Obama’s [Real] Katrina Moment…

According to the USA Today - by way of the CDC - 22 million Americans have fallen ill and 3,900 people have died between April and October due to the swine flu outbreak, including 540 children:

The analysis represents the government’s latest effort to assess a viral outbreak that in just six months has flooded emergency rooms and intensive-care beds in at least 48 states that have reported widespread flu cases. With flu season just beginning, an estimated 98,000 people have been hospitalized, according to the Centers for Disease Control and Prevention (CDC).

“We’ve been tracking influenza for decades,” says Anne Schuchat, director of the CDC’s National Center for Immunization and Respiratory Diseases. “What we are seeing in 2009 is unprecedented.”

Unprecedented, she says.  That’s a strong word.  Here’s another interesting excerpt from an article at WTNH.com:

Meanwhile, federal health officials are having plenty of complications with the H1N1 vaccine. There’s not nearly enough of it, even for people in the high risk categories, and experts say without more vaccine, the death toll will continue to grow.

“Unfortunately, the consequences of not having enough vaccine soon enough is we’re going to have people who are going to necessarily get sick and some will die,” said Dr Michael Osterholm, Univ. of Minnesota.

In addition to a massive shortage of the H1N1 vaccine, there is also widespread concern about the vaccine’s safey, and its effectiveness, this from an article written by a physician for the New York Times:

There is a peculiar duality in the collective cultural mind just now, a kind of pandemic doublethink. Other doctors I know are all eagerly having their own children immunized. Many are answering frantic calls from people desperate for the vaccine. But at the same time, we are all coming up against parents who are determined to refuse that same vaccine.

On September 1st, President Obama made the following remarks regarding the swine flu:

“I don’t want anybody to be alarmed, but I do want everybody to be prepared,” Obama said. “We anticipate that there will be some issues coming up over the next several months; the way it’s moving is still somewhat unpredictable, but what I’m absolutely confident about is that our team that’s assembled here has done an extraordinary job in preparing for whatever may happen.”

In late October President Obama declared the swine flu a national emergency, however the administration has not taken definitive or wide reaching action to protect the American people pursuant to that declaration.   

Here is what he said in a recent speech:

 U.S. President Barack Obama said officials were closely monitoring cases of swine flu but he also tried to ease fears.

“This is obviously a cause for concern and requires a heightened state of alert. But it is not a cause for alarm,” Obama told a meeting of the National Academy of Sciences.

Not a cause for alarm?  The American people might beg to differ Mr.
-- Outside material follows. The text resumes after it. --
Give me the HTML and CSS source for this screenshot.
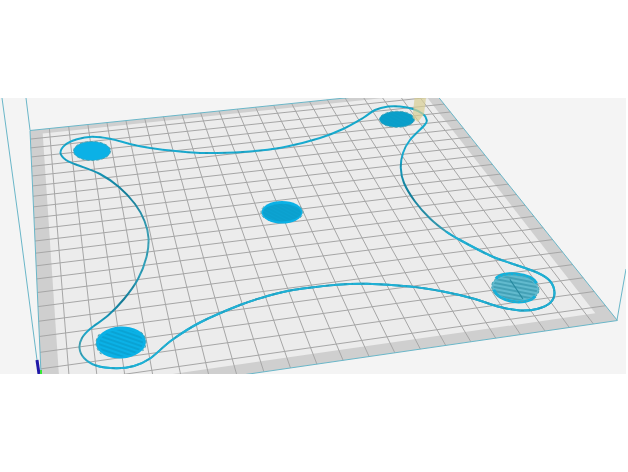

President.  The CDC is calling this an “unprecedented” flu outbreak, and 540 kids have died as a result of the swine flu - really, how is this not a cause for great concern?  It could certainly be argued that the Obama administration has failed to take drastic measures to curb the advancement of the flu, has failed to expedite vaccines when they were needed - over the last two months - and has failed to control the message on the efficacy and safety of the limited vaccines that have been distributed.   

And now, instead of staying home and taking the time to properly remedy this increasingly dangerous situation, President Obama has decided to go ahead with a trip to Japan in order to address the crucial issue of the location of a Marine base there.   

History has, so far as history is written in the years immediately following an event, judged President Bush harshly for his failure to appreciate the serious nature of the aftermath of Katrina in New Orleans, and his unwillingness to take quick and drastic measures to save lives: “Brownie, you’re doing a heck of a job,” is the line that he delivered during a briefing which cemented the public perception that he was out of touch with the gravity of Katrina.

Perhaps “not a cause for alarm” will be remembered as President Obama’s swine flu equivalent.